Directions for this task: Set down the material below word for word, excluding the pictures.

Records provided:

━━━━━━━━━━━━━━━━━━━━━━━━━━━━━━

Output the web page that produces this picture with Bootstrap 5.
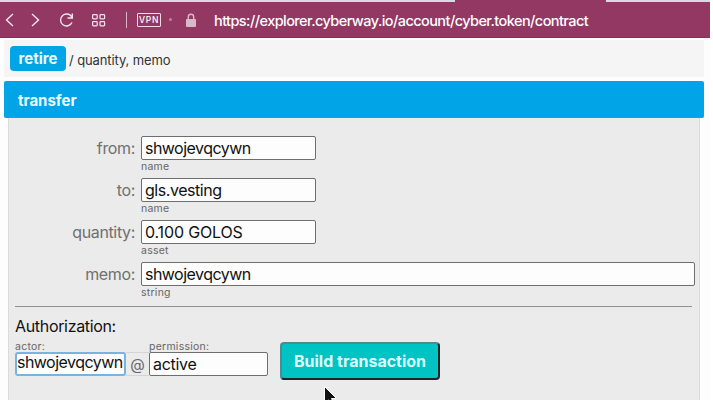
<!DOCTYPE html>
<html lang="en">
<head>
<meta charset="utf-8">
<meta name="viewport" content="width=device-width, initial-scale=1">
<title>cyber.token contract</title>
<link href="https://cdn.jsdelivr.net/npm/bootstrap@5.3.0/dist/css/bootstrap.min.css" rel="stylesheet">
<style>
  body { font-family: Inter, "Liberation Sans", sans-serif; font-size: 16px; line-height: 24px; color: #111; background: #fff; overflow: hidden; }
  .viewer { width: 710px; height: 400px; background: #fdfdfd; }
  .tabstrip { height: 2px; background: #dcd8e8; padding-left: 455px; }
  .tab-current { width: 151px; background: #923863; }
  .toolbar { height: 36px; background: #923863; color: #fff; border-bottom: 1px solid #853259; }
  .toolbar svg { display: block; flex: none; fill: none; stroke: #f6e4ee; stroke-width: 1.4; }
  .tool-sep { width: 1px; height: 16px; background: #d9b5c8; margin-left: 20px; }
  .vpn { width: 24px; height: 14px; border: 1px solid #f0dce7; border-radius: 1px; font-size: 8.5px; line-height: 12px; letter-spacing: .8px; margin-left: 10px; padding-left: 1px; font-weight: 500; }
  .vpn-dot { width: 3px; height: 3px; background: #bd83a0; margin-left: 8px; }
  .lock { margin-left: 13px; }
  .address { font-size: 14.5px; letter-spacing: -.57px; margin-left: 17px; line-height: 20px; font-weight: 500; padding-top: 2px; }
  .action-row { height: 37px; margin: 2px 6px 4px 4px; background: #f5f5f5; padding-left: 6px; }
  .action-row .btn { width: 56px; height: 25px; line-height: 25px; background: #00a4e7; color: #eafaff; border-radius: 4px; font-size: 15px; }
  .params { font-size: 13px; letter-spacing: -.1px; margin-left: 3px; color: #333; padding-top: 2px; }
  .action-head { width: 700px; height: 37px; margin-left: 4px; background: #00a4e7; border-bottom: 1px solid #2b9ac9; border-radius: 2px; color: #effcff; font-size: 15px; padding: 3px 0 0 14px; }
  .panel { width: 692px; height: 282px; margin-left: 8px; background: #ebebeb; border: solid #dadada; border-width: 0 1px; padding: 18px 0 0 6px; }
  .field { height: 42px; }
  .field label { width: 120px; margin-right: 6px; text-align: right; color: #707070; letter-spacing: -.35px; flex: none; }
  .panel .form-control { width: 175px; height: 24px; min-height: 0; padding: 0 3px; border: 1px solid #6e6e6e; border-radius: 2px; font-size: 16px; line-height: 22px; letter-spacing: -.53px; color: #111; background: #fdfdfd; }
  .panel #to { letter-spacing: -.45px; }
  .panel #quantity { letter-spacing: -.15px; }
  .panel .wide { width: 554px; }
  .hint { font-size: 10.5px; line-height: 13px; height: 12px; color: #666; letter-spacing: .25px; }
  .panel hr { width: 677px; margin: 2px 0 7px; border-top: 1px solid #929292; opacity: 1; }
  .auth-title { letter-spacing: -.33px; margin-bottom: 2px; }
  .panel .actor { width: 111px; border: 2px solid #77b4de; border-radius: 3px; padding: 0 0 4px 0; line-height: 16px; }
  .panel .permission { width: 119px; letter-spacing: -.3px; }
  .at { width: 23px; height: 24px; border: 1px solid #d5d5d5; border-width: 1px 0; color: #666; line-height: 23px; font-size: 15px; }
  .build { width: 160px; height: 38px; margin: 0 0 -4px 12px; background: #00c3c3; color: #dcffff; border: 2px solid; border-color: #4b8c8f #12282a #12282a #4b8c8f; border-radius: 4px; font-size: 16px; padding: 0; }
  .pointer { left: 323px; top: 386px; width: 13px; height: 14px; overflow: hidden; }
</style>
<script src="https://cdn.jsdelivr.net/npm/bootstrap@5.3.0/dist/js/bootstrap.bundle.min.js"></script>
</head>
<body>
<div class="viewer position-relative overflow-hidden">
  <div class="tabstrip d-flex"><div class="tab-current"></div></div>
  <nav class="toolbar d-flex align-items-center">
    <svg width="40" height="20" viewBox="0 0 40 20"><path d="M13 4 6.500 10 13 16M32 4l6.500 6L32 16"/></svg>
    <svg class="ms-3" width="24" height="20" viewBox="0 0 24 20"><path d="M15.800 7A6 6 0 1 0 16 12.500M16.300 3.500V8H11.500"/></svg>
    <svg class="ms-2" width="18" height="20" viewBox="0 0 18 20"><g stroke-width="1.200"><rect x="4.600" y="4.600" width="4.600" height="4.200" rx=".8"/><rect x="12" y="4.600" width="4.600" height="4.200" rx=".8"/><rect x="4.600" y="11.600" width="4.600" height="4.200" rx=".8"/><rect x="12" y="11.600" width="4.600" height="4.200" rx=".8"/></g></svg>
    <div class="tool-sep"></div>
    <div class="vpn">VPN</div>
    <div class="vpn-dot rounded-circle"></div>
    <svg class="lock" width="12" height="14" viewBox="0 0 12 14"><rect x="1" y="6" width="10" height="8" rx="1" fill="#d8b9ca" stroke="none"/><path d="M3.300 6V4a2.700 2.700 0 0 1 5.400 0v2" stroke="#d8b9ca"/></svg>
    <div class="address text-nowrap">https://explorer.cyberway.io/account/cyber.token/contract</div>
  </nav>
  <div class="action-row d-flex align-items-center">
    <button class="btn p-0 border-0 fw-bold">retire</button>
    <span class="params">/ quantity, memo</span>
  </div>
  <div class="action-head d-flex align-items-center fw-bold">transfer</div>
  <form class="panel">
    <div class="field d-flex"><label for="from">from:</label><div><input id="from" class="form-control" value="shwojevqcywn"><div class="hint">name</div></div></div>
    <div class="field d-flex"><label for="to">to:</label><div><input id="to" class="form-control" value="gls.vesting"><div class="hint">name</div></div></div>
    <div class="field d-flex"><label for="quantity">quantity:</label><div><input id="quantity" class="form-control" value="0.100 GOLOS"><div class="hint">asset</div></div></div>
    <div class="field d-flex"><label for="memo">memo:</label><div><input id="memo" class="form-control wide" value="shwojevqcywn"><div class="hint">string</div></div></div>
    <hr>
    <div class="auth-title">Authorization:</div>
    <div class="d-flex align-items-end">
      <div><label class="hint d-block" for="actor">actor:</label><input id="actor" class="form-control actor" value="shwojevqcywn"></div>
      <div class="at text-center">@</div>
      <div><label class="hint d-block" for="permission">permission:</label><input id="permission" class="form-control permission" value="active"></div>
      <button type="button" class="btn build fw-bold">Build transaction</button>
    </div>
  </form>
  <svg class="pointer position-absolute" viewBox="0 0 13 14"><path d="M1.500 .5v17l4-3.500 2 4 3-1-2-4.500h5z" fill="#111" stroke="#fff"/></svg>
</div>
</body>
</html>
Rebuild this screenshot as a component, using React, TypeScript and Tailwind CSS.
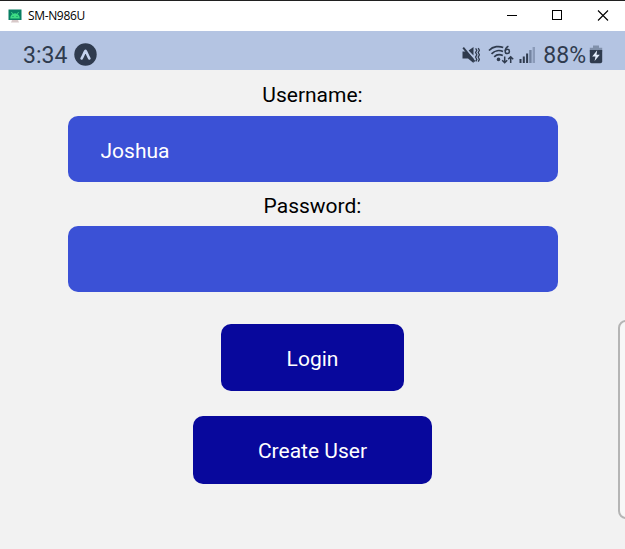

━━━━━━━━━━━━━━━━━━━━━━━━━━━━━━

Result of the exercise:
Output the web page that produces this picture with Bootstrap 5.
<!DOCTYPE html>
<html lang="en">
<head>
<meta charset="utf-8">
<meta name="viewport" content="width=device-width, initial-scale=1">
<title>cyber.token contract</title>
<link href="https://cdn.jsdelivr.net/npm/bootstrap@5.3.0/dist/css/bootstrap.min.css" rel="stylesheet">
<style>
  body { font-family: Inter, "Liberation Sans", sans-serif; font-size: 16px; line-height: 24px; color: #111; background: #fff; overflow: hidden; }
  .viewer { width: 710px; height: 400px; background: #fdfdfd; }
  .tabstrip { height: 2px; background: #dcd8e8; padding-left: 455px; }
  .tab-current { width: 151px; background: #923863; }
  .toolbar { height: 36px; background: #923863; color: #fff; border-bottom: 1px solid #853259; }
  .toolbar svg { display: block; flex: none; fill: none; stroke: #f6e4ee; stroke-width: 1.4; }
  .tool-sep { width: 1px; height: 16px; background: #d9b5c8; margin-left: 20px; }
  .vpn { width: 24px; height: 14px; border: 1px solid #f0dce7; border-radius: 1px; font-size: 8.5px; line-height: 12px; letter-spacing: .8px; margin-left: 10px; padding-left: 1px; font-weight: 500; }
  .vpn-dot { width: 3px; height: 3px; background: #bd83a0; margin-left: 8px; }
  .lock { margin-left: 13px; }
  .address { font-size: 14.5px; letter-spacing: -.57px; margin-left: 17px; line-height: 20px; font-weight: 500; padding-top: 2px; }
  .action-row { height: 37px; margin: 2px 6px 4px 4px; background: #f5f5f5; padding-left: 6px; }
  .action-row .btn { width: 56px; height: 25px; line-height: 25px; background: #00a4e7; color: #eafaff; border-radius: 4px; font-size: 15px; }
  .params { font-size: 13px; letter-spacing: -.1px; margin-left: 3px; color: #333; padding-top: 2px; }
  .action-head { width: 700px; height: 37px; margin-left: 4px; background: #00a4e7; border-bottom: 1px solid #2b9ac9; border-radius: 2px; color: #effcff; font-size: 15px; padding: 3px 0 0 14px; }
  .panel { width: 692px; height: 282px; margin-left: 8px; background: #ebebeb; border: solid #dadada; border-width: 0 1px; padding: 18px 0 0 6px; }
  .field { height: 42px; }
  .field label { width: 120px; margin-right: 6px; text-align: right; color: #707070; letter-spacing: -.35px; flex: none; }
  .panel .form-control { width: 175px; height: 24px; min-height: 0; padding: 0 3px; border: 1px solid #6e6e6e; border-radius: 2px; font-size: 16px; line-height: 22px; letter-spacing: -.53px; color: #111; background: #fdfdfd; }
  .panel #to { letter-spacing: -.45px; }
  .panel #quantity { letter-spacing: -.15px; }
  .panel .wide { width: 554px; }
  .hint { font-size: 10.5px; line-height: 13px; height: 12px; color: #666; letter-spacing: .25px; }
  .panel hr { width: 677px; margin: 2px 0 7px; border-top: 1px solid #929292; opacity: 1; }
  .auth-title { letter-spacing: -.33px; margin-bottom: 2px; }
  .panel .actor { width: 111px; border: 2px solid #77b4de; border-radius: 3px; padding: 0 0 4px 0; line-height: 16px; }
  .panel .permission { width: 119px; letter-spacing: -.3px; }
  .at { width: 23px; height: 24px; border: 1px solid #d5d5d5; border-width: 1px 0; color: #666; line-height: 23px; font-size: 15px; }
  .build { width: 160px; height: 38px; margin: 0 0 -4px 12px; background: #00c3c3; color: #dcffff; border: 2px solid; border-color: #4b8c8f #12282a #12282a #4b8c8f; border-radius: 4px; font-size: 16px; padding: 0; }
  .pointer { left: 323px; top: 386px; width: 13px; height: 14px; overflow: hidden; }
</style>
<script src="https://cdn.jsdelivr.net/npm/bootstrap@5.3.0/dist/js/bootstrap.bundle.min.js"></script>
</head>
<body>
<div class="viewer position-relative overflow-hidden">
  <div class="tabstrip d-flex"><div class="tab-current"></div></div>
  <nav class="toolbar d-flex align-items-center">
    <svg width="40" height="20" viewBox="0 0 40 20"><path d="M13 4 6.500 10 13 16M32 4l6.500 6L32 16"/></svg>
    <svg class="ms-3" width="24" height="20" viewBox="0 0 24 20"><path d="M15.800 7A6 6 0 1 0 16 12.500M16.300 3.500V8H11.500"/></svg>
    <svg class="ms-2" width="18" height="20" viewBox="0 0 18 20"><g stroke-width="1.200"><rect x="4.600" y="4.600" width="4.600" height="4.200" rx=".8"/><rect x="12" y="4.600" width="4.600" height="4.200" rx=".8"/><rect x="4.600" y="11.600" width="4.600" height="4.200" rx=".8"/><rect x="12" y="11.600" width="4.600" height="4.200" rx=".8"/></g></svg>
    <div class="tool-sep"></div>
    <div class="vpn">VPN</div>
    <div class="vpn-dot rounded-circle"></div>
    <svg class="lock" width="12" height="14" viewBox="0 0 12 14"><rect x="1" y="6" width="10" height="8" rx="1" fill="#d8b9ca" stroke="none"/><path d="M3.300 6V4a2.700 2.700 0 0 1 5.400 0v2" stroke="#d8b9ca"/></svg>
    <div class="address text-nowrap">https://explorer.cyberway.io/account/cyber.token/contract</div>
  </nav>
  <div class="action-row d-flex align-items-center">
    <button class="btn p-0 border-0 fw-bold">retire</button>
    <span class="params">/ quantity, memo</span>
  </div>
  <div class="action-head d-flex align-items-center fw-bold">transfer</div>
  <form class="panel">
    <div class="field d-flex"><label for="from">from:</label><div><input id="from" class="form-control" value="shwojevqcywn"><div class="hint">name</div></div></div>
    <div class="field d-flex"><label for="to">to:</label><div><input id="to" class="form-control" value="gls.vesting"><div class="hint">name</div></div></div>
    <div class="field d-flex"><label for="quantity">quantity:</label><div><input id="quantity" class="form-control" value="0.100 GOLOS"><div class="hint">asset</div></div></div>
    <div class="field d-flex"><label for="memo">memo:</label><div><input id="memo" class="form-control wide" value="shwojevqcywn"><div class="hint">string</div></div></div>
    <hr>
    <div class="auth-title">Authorization:</div>
    <div class="d-flex align-items-end">
      <div><label class="hint d-block" for="actor">actor:</label><input id="actor" class="form-control actor" value="shwojevqcywn"></div>
      <div class="at text-center">@</div>
      <div><label class="hint d-block" for="permission">permission:</label><input id="permission" class="form-control permission" value="active"></div>
      <button type="button" class="btn build fw-bold">Build transaction</button>
    </div>
  </form>
  <svg class="pointer position-absolute" viewBox="0 0 13 14"><path d="M1.500 .5v17l4-3.500 2 4 3-1-2-4.500h5z" fill="#111" stroke="#fff"/></svg>
</div>
</body>
</html>
Rebuild this screenshot as a component, using React, TypeScript and Tailwind CSS.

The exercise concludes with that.